In dealing with others and reacting to their negative emotions with my own, I found myself asking this question: If I loved myself truly and deeply, would I let myself experience this? The answer, always, was a no.
Looking into your left eye, say, “I love myself.” Whether you believe it that moment or not isn’t important. What’s important is you saying it to yourself, looking into your eyes, where there is no escape from the truth. And ultimately, the truth is loving yourself.
James Altucher, in one of his best blog posts, talks about how he stops negative thoughts in their tracks with a simple mind trick. “Not useful” he tells himself. It’s a switch, a breaker of sorts, shifts the pattern of the fear.

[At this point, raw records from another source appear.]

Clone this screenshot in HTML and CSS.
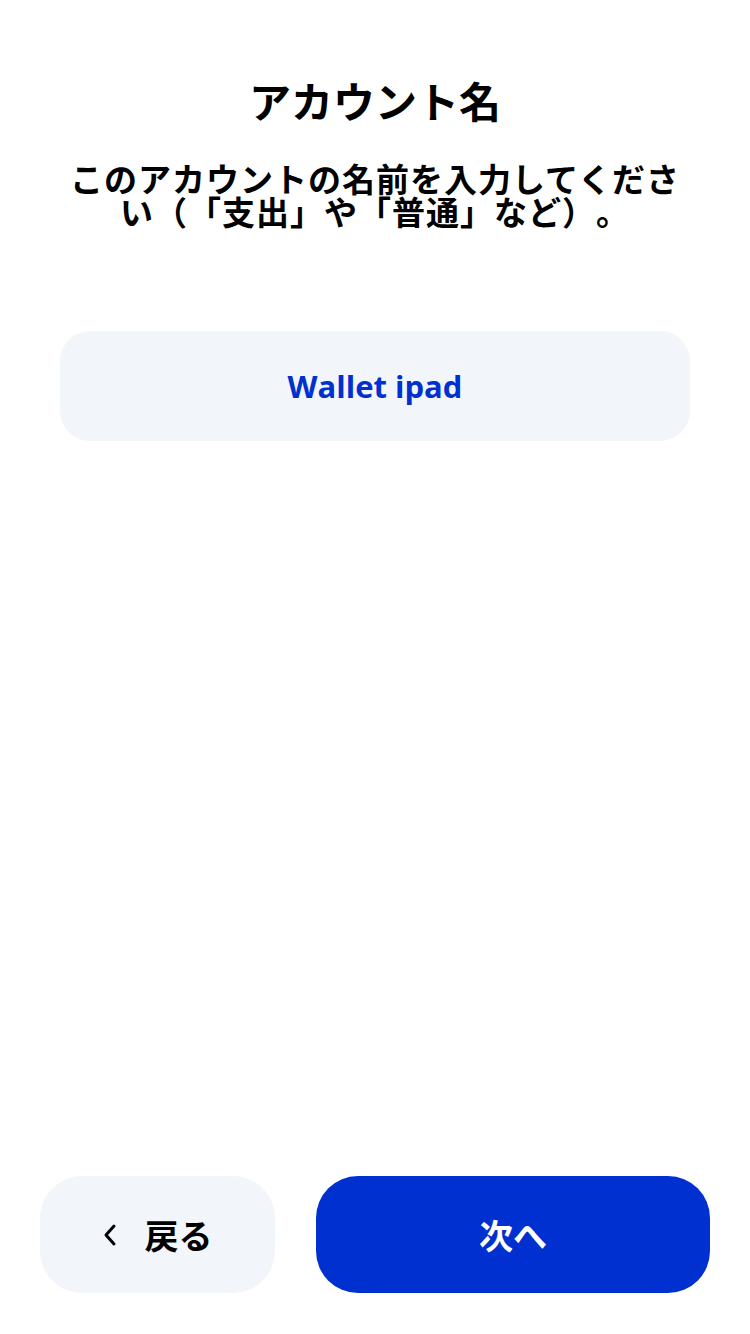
FILE: index.html
```html
<!DOCTYPE html>
<html lang="ja">
<head>
<meta charset="utf-8">
<link rel="stylesheet" href="styles.css">
</head>
<body>
<div class="screen">
  <header class="head">
    <h1 class="title">アカウント名</h1>
    <p class="subtitle">このアカウントの名前を入力してください（「支出」や「普通」など）。</p>
  </header>
  <div class="field">
    <span class="field-text">Wallet ipad</span>
  </div>
  <div class="spacer"></div>
  <footer class="actions">
    <button class="btn btn-back">
      <svg class="chev" width="14" height="24" viewBox="0 0 14 24"><path d="M11 3 L3 12 L11 21" fill="none" stroke="#000" stroke-width="3" stroke-linecap="round" stroke-linejoin="round"/></svg>
      <span>戻る</span>
    </button>
    <button class="btn btn-next">次へ</button>
  </footer>
</div>
</body>
</html>
```
FILE: styles.css
```css
* { box-sizing: border-box; }
html, body { margin: 0; padding: 0; background: #fff; }
body {
  font-family: "Noto Sans CJK JP", "Noto Sans", sans-serif;
  color: #000;
}
.screen {
  width: 750px;
  height: 1334px;
  display: flex;
  flex-direction: column;
}
.head {
  padding: 72px 60px 0;
  text-align: center;
}
.title {
  margin: 0;
  font-size: 42px;
  font-weight: 700;
  line-height: 56px;
}
.subtitle {
  margin: 34px 0 0;
  font-size: 33px;
  font-weight: 700;
  line-height: 33px;
  letter-spacing: 1px;
  text-spacing-trim: space-all;
}
.field {
  margin: 103px 60px 0;
  height: 110px;
  border-radius: 30px;
  background: #f2f5fa;
  display: flex;
  align-items: center;
  justify-content: center;
}
.field-text {
  font-family: "Open Sans", "Noto Sans", sans-serif;
  font-weight: 700;
  font-size: 31px;
  color: #0031d0;
  letter-spacing: 0;
}
.spacer { flex: 1; }
.actions {
  display: flex;
  gap: 41px;
  padding: 0 40px 41px;
}
.btn {
  border: none;
  height: 117px;
  border-radius: 42px;
  font-family: "Noto Sans CJK JP", sans-serif;
  font-weight: 700;
  font-size: 34px;
  display: flex;
  align-items: center;
  justify-content: center;
  padding: 0;
}
.btn-back {
  width: 235px;
  background: #f2f5fa;
  color: #000;
  gap: 28px;
}
.chev { display: block; }
.btn-next {
  flex: 1;
  background: #0030cf;
  color: #fff;
}
```
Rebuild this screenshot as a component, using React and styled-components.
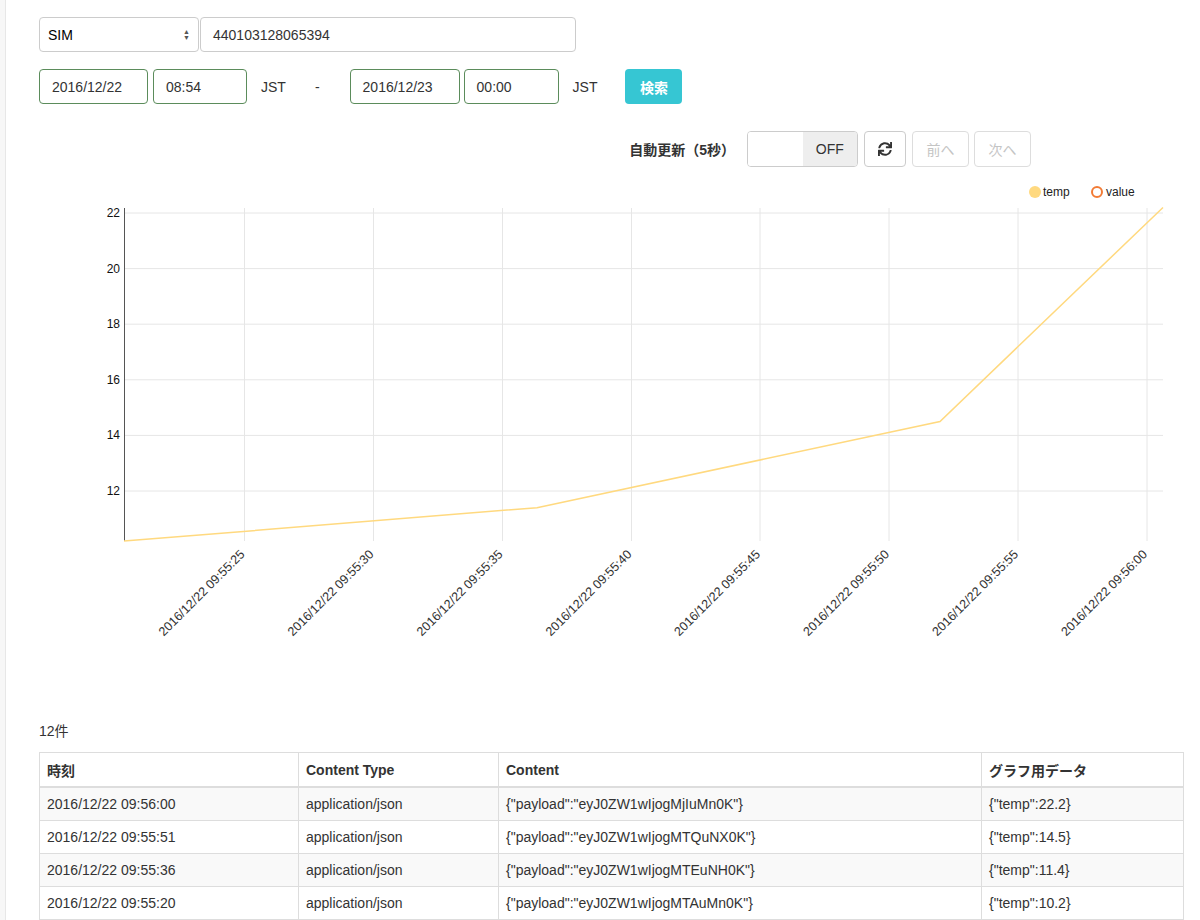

“if I loved myself, truly and deeply, what would I do?” The answer is simple: I’d commit to the practice. And I would also share the next thing I’ve learned, which is, don’t let yourself coast when things are going great. It’s easy to wish for health when you’re sick.
Honestly, it scares me a little. Coming from the dumps, when life works, it’s great. But if life is working, and you do the practice, how high can life go? Can I handle it? Heck, do I even deserve it?
This I know: the mind, left to itself, repeats the same stories, the same loops. Mostly ones that don’t serve us. So what’s practical, what’s transformative, is to consciously choose a thought. Then practice it again and again. With emotion, with feeling, with acceptance.
Lay down the synaptic pathways until the mind starts playing it automatically. Do this with enough intensity over time and the mind will have no choice. That’s how it operates. Where do you think your original loops came from?
Often, the price for not being present is pain.
Whenever I notice fear in my mind, instead of pushing it aside or using it as fuel, I say to myself, “it’s ok.” A gentle yes to myself. To the moment, to what the mind is feeling. Often, that is enough to deflate the fear. From there, I shift to the truth of loving myself.
I think that instead of reading loads of self-help books, attending various seminars, listening to different preachers, we should just pick one thing. Something that feels true for us. Then practice it fiercely.